Albert was a founding member of the MSBA in 1993, served as Vice President for a year, and then as President from 1996 until 2007, when he stepped down to assume the role of Community Liaison. He is still active in that position, which he fills with passionate zeal by continuing to do what he has always done: fighting against inappropriate development in his beloved Greenwich Village and fighting for the preservation of its historic buildings and waterfront.

He has been a particularly ardent and effective advocate for the waterfront, helping to prevent commercialization from engulfing Pier 40 and trying to save (alas, unsuccessfully) Morton Street’s own Pier 42. His love of the Greenwich Village waterfront shines through the 2002 book Maritime Mile, for which he contributed the informative, entertaining, and scholarly captions describing each of the book’s dozens of striking photographs. (Another Village activist, Katy Bordonaro, pointed out at the party that Albert was the one who coined the phrase “Maritime Mile” for the stretch of waterfront between 14th Street and Canal, which covers exactly one mile.)
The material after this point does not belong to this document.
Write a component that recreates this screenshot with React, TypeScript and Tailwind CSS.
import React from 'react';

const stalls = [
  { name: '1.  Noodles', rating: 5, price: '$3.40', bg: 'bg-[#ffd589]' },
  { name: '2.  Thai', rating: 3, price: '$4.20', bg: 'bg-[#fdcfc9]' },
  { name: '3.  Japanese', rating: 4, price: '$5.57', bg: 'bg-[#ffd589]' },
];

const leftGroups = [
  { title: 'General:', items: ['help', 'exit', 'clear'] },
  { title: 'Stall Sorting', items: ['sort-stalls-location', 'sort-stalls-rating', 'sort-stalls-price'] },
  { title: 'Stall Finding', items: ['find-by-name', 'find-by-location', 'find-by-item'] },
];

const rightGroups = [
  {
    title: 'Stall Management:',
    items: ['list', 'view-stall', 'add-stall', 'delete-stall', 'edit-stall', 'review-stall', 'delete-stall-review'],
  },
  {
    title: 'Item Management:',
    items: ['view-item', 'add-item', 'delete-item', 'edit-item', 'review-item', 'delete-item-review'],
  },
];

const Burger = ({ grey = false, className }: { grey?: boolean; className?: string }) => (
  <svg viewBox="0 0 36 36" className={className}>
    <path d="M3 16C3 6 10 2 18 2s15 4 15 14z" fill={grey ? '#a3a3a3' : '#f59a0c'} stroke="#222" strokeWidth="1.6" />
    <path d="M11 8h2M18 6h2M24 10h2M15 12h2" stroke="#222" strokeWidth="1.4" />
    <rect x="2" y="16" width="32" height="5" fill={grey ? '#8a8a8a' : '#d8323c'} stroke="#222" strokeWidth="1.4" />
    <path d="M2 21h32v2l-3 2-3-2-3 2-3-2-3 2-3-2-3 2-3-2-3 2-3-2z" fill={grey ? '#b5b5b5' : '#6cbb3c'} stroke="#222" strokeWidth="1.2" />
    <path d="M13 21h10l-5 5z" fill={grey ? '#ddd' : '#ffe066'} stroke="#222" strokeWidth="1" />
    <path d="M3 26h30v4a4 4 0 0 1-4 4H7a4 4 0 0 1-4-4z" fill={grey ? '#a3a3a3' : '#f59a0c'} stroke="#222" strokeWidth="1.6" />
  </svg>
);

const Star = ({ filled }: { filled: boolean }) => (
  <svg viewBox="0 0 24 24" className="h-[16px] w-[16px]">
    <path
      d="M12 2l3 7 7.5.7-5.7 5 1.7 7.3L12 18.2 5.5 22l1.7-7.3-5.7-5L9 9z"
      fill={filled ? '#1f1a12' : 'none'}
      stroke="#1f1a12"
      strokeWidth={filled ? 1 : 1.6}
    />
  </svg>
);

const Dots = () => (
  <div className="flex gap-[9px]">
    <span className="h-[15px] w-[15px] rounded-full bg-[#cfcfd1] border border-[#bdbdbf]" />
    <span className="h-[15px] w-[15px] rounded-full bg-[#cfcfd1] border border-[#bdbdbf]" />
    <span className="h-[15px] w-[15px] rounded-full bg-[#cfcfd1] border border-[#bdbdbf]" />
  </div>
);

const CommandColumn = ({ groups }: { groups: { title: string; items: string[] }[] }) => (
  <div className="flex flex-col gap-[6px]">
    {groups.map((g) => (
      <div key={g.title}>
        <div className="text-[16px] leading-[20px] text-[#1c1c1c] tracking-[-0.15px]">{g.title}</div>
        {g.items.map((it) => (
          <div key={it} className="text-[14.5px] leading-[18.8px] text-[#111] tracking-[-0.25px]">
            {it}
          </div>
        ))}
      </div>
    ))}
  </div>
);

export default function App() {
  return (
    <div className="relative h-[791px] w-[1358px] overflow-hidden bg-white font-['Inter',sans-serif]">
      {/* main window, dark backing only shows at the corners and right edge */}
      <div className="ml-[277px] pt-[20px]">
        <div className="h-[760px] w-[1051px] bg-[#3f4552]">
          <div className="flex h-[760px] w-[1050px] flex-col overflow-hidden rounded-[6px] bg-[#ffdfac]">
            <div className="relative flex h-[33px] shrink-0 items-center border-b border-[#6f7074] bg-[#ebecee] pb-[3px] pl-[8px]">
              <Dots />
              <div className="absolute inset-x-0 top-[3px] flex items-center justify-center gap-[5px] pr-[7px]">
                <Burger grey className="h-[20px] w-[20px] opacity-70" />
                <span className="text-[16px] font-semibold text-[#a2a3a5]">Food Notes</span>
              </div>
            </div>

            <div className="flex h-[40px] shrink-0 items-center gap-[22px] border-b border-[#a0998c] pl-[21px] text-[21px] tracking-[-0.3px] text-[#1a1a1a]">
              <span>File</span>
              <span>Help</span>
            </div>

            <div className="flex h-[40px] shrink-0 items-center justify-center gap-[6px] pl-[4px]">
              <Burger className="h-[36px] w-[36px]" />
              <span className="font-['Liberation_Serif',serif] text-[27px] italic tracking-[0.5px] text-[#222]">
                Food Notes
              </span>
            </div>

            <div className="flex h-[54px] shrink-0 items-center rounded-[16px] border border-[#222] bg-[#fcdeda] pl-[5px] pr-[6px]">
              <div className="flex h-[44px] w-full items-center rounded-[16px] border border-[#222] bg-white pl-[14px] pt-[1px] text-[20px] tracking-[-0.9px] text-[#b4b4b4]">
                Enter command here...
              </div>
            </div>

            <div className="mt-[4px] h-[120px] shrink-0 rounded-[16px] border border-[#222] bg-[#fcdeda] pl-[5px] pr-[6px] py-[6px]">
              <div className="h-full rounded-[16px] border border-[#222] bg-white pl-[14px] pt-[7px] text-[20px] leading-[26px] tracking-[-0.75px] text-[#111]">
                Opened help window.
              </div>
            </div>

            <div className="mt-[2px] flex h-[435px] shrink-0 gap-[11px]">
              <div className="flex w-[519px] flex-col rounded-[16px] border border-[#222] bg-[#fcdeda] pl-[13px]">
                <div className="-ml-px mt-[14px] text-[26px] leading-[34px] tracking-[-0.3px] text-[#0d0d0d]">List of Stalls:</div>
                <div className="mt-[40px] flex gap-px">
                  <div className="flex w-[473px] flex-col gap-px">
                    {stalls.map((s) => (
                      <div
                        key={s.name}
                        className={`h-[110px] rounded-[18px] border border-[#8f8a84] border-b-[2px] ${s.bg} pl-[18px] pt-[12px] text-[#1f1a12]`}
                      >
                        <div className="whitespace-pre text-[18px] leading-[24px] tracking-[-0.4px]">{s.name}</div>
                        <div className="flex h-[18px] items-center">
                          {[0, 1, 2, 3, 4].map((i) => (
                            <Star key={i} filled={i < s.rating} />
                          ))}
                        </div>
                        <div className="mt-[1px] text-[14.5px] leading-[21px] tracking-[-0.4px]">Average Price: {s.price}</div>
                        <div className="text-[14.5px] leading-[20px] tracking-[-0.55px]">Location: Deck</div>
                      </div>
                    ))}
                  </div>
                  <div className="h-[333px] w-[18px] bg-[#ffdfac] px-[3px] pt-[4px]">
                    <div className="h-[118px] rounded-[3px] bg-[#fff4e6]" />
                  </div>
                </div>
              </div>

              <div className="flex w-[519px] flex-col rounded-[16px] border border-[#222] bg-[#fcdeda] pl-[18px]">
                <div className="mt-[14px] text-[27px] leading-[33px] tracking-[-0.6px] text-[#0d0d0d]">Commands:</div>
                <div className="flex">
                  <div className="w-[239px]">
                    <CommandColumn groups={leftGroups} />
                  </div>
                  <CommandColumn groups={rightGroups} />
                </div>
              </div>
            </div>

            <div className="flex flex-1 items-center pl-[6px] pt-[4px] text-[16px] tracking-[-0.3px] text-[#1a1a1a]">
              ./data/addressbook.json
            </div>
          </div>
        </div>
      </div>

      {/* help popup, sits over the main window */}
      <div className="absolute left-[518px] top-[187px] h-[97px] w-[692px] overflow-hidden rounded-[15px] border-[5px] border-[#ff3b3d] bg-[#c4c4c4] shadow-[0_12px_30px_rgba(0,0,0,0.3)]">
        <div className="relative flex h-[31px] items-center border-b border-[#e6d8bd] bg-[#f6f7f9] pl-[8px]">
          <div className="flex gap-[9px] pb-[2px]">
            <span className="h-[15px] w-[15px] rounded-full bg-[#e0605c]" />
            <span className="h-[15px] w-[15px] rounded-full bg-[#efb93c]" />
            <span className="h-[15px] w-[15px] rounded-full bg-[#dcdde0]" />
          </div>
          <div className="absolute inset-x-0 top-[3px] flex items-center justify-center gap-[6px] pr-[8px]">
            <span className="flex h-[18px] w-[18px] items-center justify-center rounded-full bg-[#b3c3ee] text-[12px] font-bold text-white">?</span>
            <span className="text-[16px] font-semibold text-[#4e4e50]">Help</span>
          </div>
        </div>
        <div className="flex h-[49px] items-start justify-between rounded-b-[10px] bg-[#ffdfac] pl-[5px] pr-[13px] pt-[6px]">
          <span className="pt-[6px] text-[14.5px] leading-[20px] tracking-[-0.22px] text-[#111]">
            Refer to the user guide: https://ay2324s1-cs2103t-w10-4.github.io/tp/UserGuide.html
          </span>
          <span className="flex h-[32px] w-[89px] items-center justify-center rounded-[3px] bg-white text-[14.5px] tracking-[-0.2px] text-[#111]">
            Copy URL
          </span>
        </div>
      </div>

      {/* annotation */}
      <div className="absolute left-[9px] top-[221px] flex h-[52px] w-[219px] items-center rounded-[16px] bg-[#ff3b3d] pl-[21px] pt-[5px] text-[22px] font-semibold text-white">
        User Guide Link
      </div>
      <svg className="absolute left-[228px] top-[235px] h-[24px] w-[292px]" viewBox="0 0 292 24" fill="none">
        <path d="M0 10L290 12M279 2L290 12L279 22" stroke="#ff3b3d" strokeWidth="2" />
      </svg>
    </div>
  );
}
Serving on numerous committees and task forces, Albert pursues his activism as a Public Member of the Community Board 2 (Manhattan) Landmarks Committee and has served as Landmarks Chair of the Greenwich Village Community Task Force and as a member of the Greenwich Village Society for Historic Preservation’s South Village Historic District Advisory Board. His years-long work to landmark the South Village bore fruit when the Greenwich Village Historic District Extension II was created in 2010 (although not all the areas that he had advocated for were included). Albert’s eloquent testimony at many a hearing—where his wry humor often brought laughs from appreciative audiences—was instrumental in the success of this effort.

At his party, Albert noted that he has had many careers in his long life: he served on Okinawa during World War II, he graduated from Yale School of Drama and acted in numerous stage performances; he was on the editorial staffs of the American Heritage Dictionary and Funk & Wagnalls Encyclopedia. But the most satisfying of all, he said, was his career as a Preservationist. That brought a huge round of applause from well wishers at the party, who obviously hoped that Albert will be able to continue in this ultimate career for many years to come.

Mary T. Phillips is an MSBA member and Communications Chair.